And, here I am day after day, hour after hour, checking in on my peeps in Notes. It didn’t take long for me to feel like I belonged, reading, and hearting, and commenting enthusiastically on well-written posts but never posting anything myself. So, the conversation is pretty one-sided. I am not ready, likely never will be, to participate in the scrolling scroll of soundbites. That would be giving too much of myself away.

If You Can’t Beat ‘Em, Join ‘Em

However, it turns out, I am not beyond rage engagement which means, I think, that I am truly now one of the Substack gang despite my propensity to sit mostly quietly in the corner like a good introvert at the party. Membership dues are paid up. The currency extracted was only a small hunk of my dignity.

Here’s the skinny: Some American knob put forth that countries like Canada, England, and Australia don’t believe in free speech and, with further shocking ignorance, he purported that only America stands for free speech. I mean, I don’t even think I paused before knocking out a response that was, I am proud to say, articulate but also a little, um, angry. Pretty sure the word irony came into it. But, oh my god, tone deaf much my American cousin?

After I clicked the publish button in the comments box (again, without even thinking it through; I just reacted like a well-trained social media keyboard warrior), I muted and blocked him and, for good measure, I did the same for all the other knobs who agreed with him. Just like my five year old self kicking my older brother in the shin and the running the fuck away as fast as I could.

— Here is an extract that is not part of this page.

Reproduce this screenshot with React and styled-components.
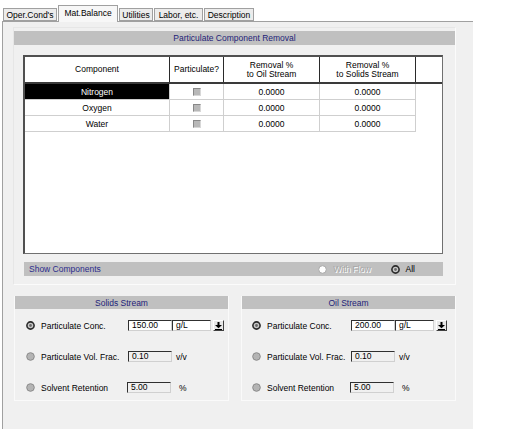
import React from "react";
import styled, { createGlobalStyle } from "styled-components";

const Global = createGlobalStyle`
  html, body { margin: 0; padding: 0; background: #ffffff; }
  body { font-family: "Liberation Sans", Arial, sans-serif; font-size: 8.5px; color: #000; }
  * { box-sizing: border-box; }
`;

const Window = styled.div`
  width: 471px;
  margin-left: 2px;
  height: 429px;
  display: flex;
  flex-direction: column;
`;

const TabBar = styled.div`
  display: flex;
  align-items: flex-end;
  height: 21px;
  padding-left: 1px;
  gap: 1px;
  position: relative;
  z-index: 1;
`;

const Tab = styled.div`
  height: ${(p) => (p.$active ? "17px" : "13px")};
  width: ${(p) => p.$w}px;
  margin-bottom: ${(p) => (p.$active ? "-1px" : "0")};
  display: flex;
  align-items: center;
  justify-content: center;
  padding-bottom: ${(p) => (p.$active ? "3px" : "0")};
  background: ${(p) => (p.$active ? "#f7f7f7" : "#ececec")};
  border: 1px solid #a0a0a0;
  border-bottom: ${(p) => (p.$active ? "none" : "1px solid #a0a0a0")};
  color: #000;
  white-space: nowrap;
`;

const Panel = styled.div`
  flex: 1;
  background: #f0f0f0;
  border-left: 1px solid #a0a0a0;
  border-top: 1px solid #a0a0a0;
  padding: 5px 0 0 10px;
  display: flex;
  flex-direction: column;
`;

const Section = styled.div`
  width: 443px;
  height: 258px;
  border: 1px solid #fbfbfb;
  border-top-color: #e6e6e6;
  border-left-color: #e6e6e6;
  padding-top: 3px;
  display: flex;
  flex-direction: column;
`;

const HeaderBar = styled.div`
  height: ${(p) => p.$h || 14}px;
  background: #c0c0c0;
  color: #1e1e78;
  display: flex;
  align-items: center;
  justify-content: center;
`;

const TableBox = styled.div`
  margin: 10px 0 0 9px;
  width: 420px;
  height: 199px;
  background: #ffffff;
  border-top: 2px solid #505050;
  border-left: 2px solid #505050;
  border-right: 1px solid #707070;
  border-bottom: 1px solid #707070;
  display: flex;
  flex-direction: column;
`;

const cols = "145px 54px 96px 96px 25px";

const HeadRow = styled.div`
  display: grid;
  grid-template-columns: ${cols};
  height: 27px;
  border-bottom: 2px solid #3a3a3a;
`;

const HeadCell = styled.div`
  display: flex;
  align-items: center;
  justify-content: center;
  text-align: center;
  line-height: 9px;
  border-right: 1px solid #2a2a2a;
  &:last-child { border-right: none; }
`;

const DataRow = styled.div`
  display: grid;
  grid-template-columns: 145px 54px 96px 96px;
  width: 391px;
  height: 16px;
  border-bottom: 1px solid #cfcfcf;
`;

const Cell = styled.div`
  display: flex;
  align-items: center;
  justify-content: center;
  border-right: 1px solid #cfcfcf;
  background: ${(p) => (p.$selected ? "#000000" : "transparent")};
  color: ${(p) => (p.$selected ? "#ffffff" : "#000000")};
`;

const Check = styled.span`
  width: 8px;
  height: 8px;
  background: #b8b8b8;
  border-top: 1px solid #888;
  border-left: 1px solid #888;
  border-right: 1px solid #d8d8d8;
  border-bottom: 1px solid #d8d8d8;
`;

const ShowBar = styled.div`
  margin: 8px 0 0 10px;
  width: 419px;
  height: 14px;
  background: #c0c0c0;
  display: flex;
  align-items: center;
  padding: 0 28px 0 5px;
  color: #2c2c8c;
`;

const ShowLabel = styled.span`
  flex: 1;
`;

const RadioOpt = styled.span`
  display: flex;
  align-items: center;
  gap: 6px;
  margin-left: ${(p) => p.$ml || 0}px;
  color: ${(p) => (p.$disabled ? "#a8a8a8" : "#000")};
  text-shadow: ${(p) => (p.$disabled ? "1px 1px 0 #ffffff" : "none")};
`;

const StreamRow = styled.div`
  display: flex;
  gap: 12px;
  margin: 11px 0 0 1px;
`;

const Group = styled.div`
  width: 215px;
  height: 105px;
  border-left: 1px solid #fafafa;
  border-right: 1px solid #fafafa;
  border-bottom: 1px solid #fafafa;
  display: flex;
  flex-direction: column;
`;

const Rows = styled.div`
  display: flex;
  flex-direction: column;
  gap: 20px;
  padding-top: 11px;
`;

const FieldRow = styled.div`
  display: flex;
  align-items: center;
  height: 11px;
  padding-left: ${(p) => p.$pl}px;
`;

const Label = styled.span`
  width: ${(p) => p.$w}px;
  margin-left: 6px;
  white-space: nowrap;
`;

const Field = styled.div`
  width: ${(p) => p.$w}px;
  height: 11px;
  background: ${(p) => (p.$disabled ? "#f0f0f0" : "#ffffff")};
  border-top: 1px solid #303030;
  border-left: 1px solid #303030;
  border-right: 1px solid #d0d0d0;
  border-bottom: 1px solid #d0d0d0;
  padding-left: 3px;
  display: flex;
  align-items: center;
  line-height: 9px;
`;

const DropBtn = styled.div`
  width: 11px;
  height: 11px;
  margin-left: 2px;
  background: #e8e8e8;
  border-top: 1px solid #ffffff;
  border-left: 1px solid #ffffff;
  border-right: 1px solid #404040;
  border-bottom: 1px solid #404040;
  display: flex;
  align-items: center;
  justify-content: center;
`;

const Unit = styled.span`
  margin-left: ${(p) => p.$ml}px;
`;

function Radio({ checked, disabled }) {
  if (disabled) {
    return (
      <svg width="9" height="9" viewBox="0 0 9 9">
        <circle cx="4.5" cy="4.5" r="3.8" fill="#ffffff" stroke="#a8a8a8" strokeWidth="1" />
      </svg>
    );
  }
  if (checked) {
    return (
      <svg width="9" height="9" viewBox="0 0 9 9">
        <circle cx="4.5" cy="4.5" r="3.6" fill="#c8c8c8" stroke="#2a2a2a" strokeWidth="1.6" />
        <circle cx="4.5" cy="4.5" r="1.4" fill="#6a6a6a" />
      </svg>
    );
  }
  return (
    <svg width="9" height="9" viewBox="0 0 9 9">
      <circle cx="4.5" cy="4.5" r="3.8" fill="#b4b4b4" stroke="#8a8a8a" strokeWidth="1" />
    </svg>
  );
}

function DownArrow() {
  return (
    <svg width="7" height="8" viewBox="0 0 7 8">
      <rect x="2.5" y="0" width="2" height="3" fill="#000" />
      <polygon points="0,3 7,3 3.5,6.2" fill="#000" />
      <rect x="0" y="7" width="7" height="1" fill="#000" />
    </svg>
  );
}

const components = ["Nitrogen", "Oxygen", "Water"];

function Stream({ title, conc, pl, labelW }) {
  return (
    <Group>
      <HeaderBar $h={13}>{title}</HeaderBar>
      <Rows>
        <FieldRow $pl={pl}>
          <Radio checked />
          <Label $w={labelW}>Particulate Conc.</Label>
          <Field $w={44}>{conc}</Field>
          <Field $w={39}>g/L</Field>
          <DropBtn>
            <DownArrow />
          </DropBtn>
        </FieldRow>
        <FieldRow $pl={pl}>
          <Radio />
          <Label $w={labelW}>Particulate Vol. Frac.</Label>
          <Field $w={44} $disabled>0.10</Field>
          <Unit $ml={4}>v/v</Unit>
        </FieldRow>
        <FieldRow $pl={pl}>
          <Radio />
          <Label $w={labelW - 1}>Solvent Retention</Label>
          <Field $w={44} $disabled>5.00</Field>
          <Unit $ml={8}>%</Unit>
        </FieldRow>
      </Rows>
    </Group>
  );
}

export default function App() {
  return (
    <>
      <Global />
      <Window>
        <TabBar>
          <Tab $w={54}>Oper.Cond's</Tab>
          <Tab $w={60} $active>Mat.Balance</Tab>
          <Tab $w={34}>Utilities</Tab>
          <Tab $w={49}>Labor, etc.</Tab>
          <Tab $w={50}>Description</Tab>
        </TabBar>
        <Panel>
          <Section>
            <HeaderBar>Particulate Component Removal</HeaderBar>
            <TableBox>
              <HeadRow>
                <HeadCell>Component</HeadCell>
                <HeadCell>Particulate?</HeadCell>
                <HeadCell>
                  Removal %
                  <br />
                  to Oil Stream
                </HeadCell>
                <HeadCell>
                  Removal %
                  <br />
                  to Solids Stream
                </HeadCell>
                <HeadCell />
              </HeadRow>
              {components.map((c, i) => (
                <DataRow key={c}>
                  <Cell $selected={i === 0}>{c}</Cell>
                  <Cell>
                    <Check />
                  </Cell>
                  <Cell>0.0000</Cell>
                  <Cell>0.0000</Cell>
                </DataRow>
              ))}
            </TableBox>
            <ShowBar>
              <ShowLabel>Show Components</ShowLabel>
              <RadioOpt $disabled>
                <Radio disabled />
                With Flow
              </RadioOpt>
              <RadioOpt $ml={20}>
                <Radio checked />
                All
              </RadioOpt>
            </ShowBar>
          </Section>
          <StreamRow>
            <Stream title="Solids Stream" conc="150.00" pl={11} labelW={87} />
            <Stream title="Oil Stream" conc="200.00" pl={10} labelW={84} />
          </StreamRow>
        </Panel>
      </Window>
    </>
  );
}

Haha! It felt exhilarating and terrifying. He knows where to find me. I immediately felt unsafe because men can be, you know, when crossed, especially by a woman. Upon reflection I don’t think what I said was even that bad in the grand scheme of online reactionary rage but the whole exchange brought out the angry red devil in me and that scares me. I try really hard to keep her under wraps because, honestly, my anger is so deep, so real, so visceral that were it given any rope at all, it would not only hang me but many, many, many other people.

Where Do I Go From Here?

So, that’s my story. I have loosened up enough, been lonely enough, to invite social media of a king into my life. It’s a balancing act of weeding out the bad and celebrating the good. My value system is still screaming at me to get the hell out outta there but sometimes compromises are required. I need other people, people like me who are trying to negotiate their way through this world. I’ve learned quite a bit and dismissed even more. I’ve been introduced to good people saying important things and I’ve learned that we can exist alongside the vitriol. I have agency over who I open the door to, who gets to take up space on the couch in my thoughts. It feels a little like community.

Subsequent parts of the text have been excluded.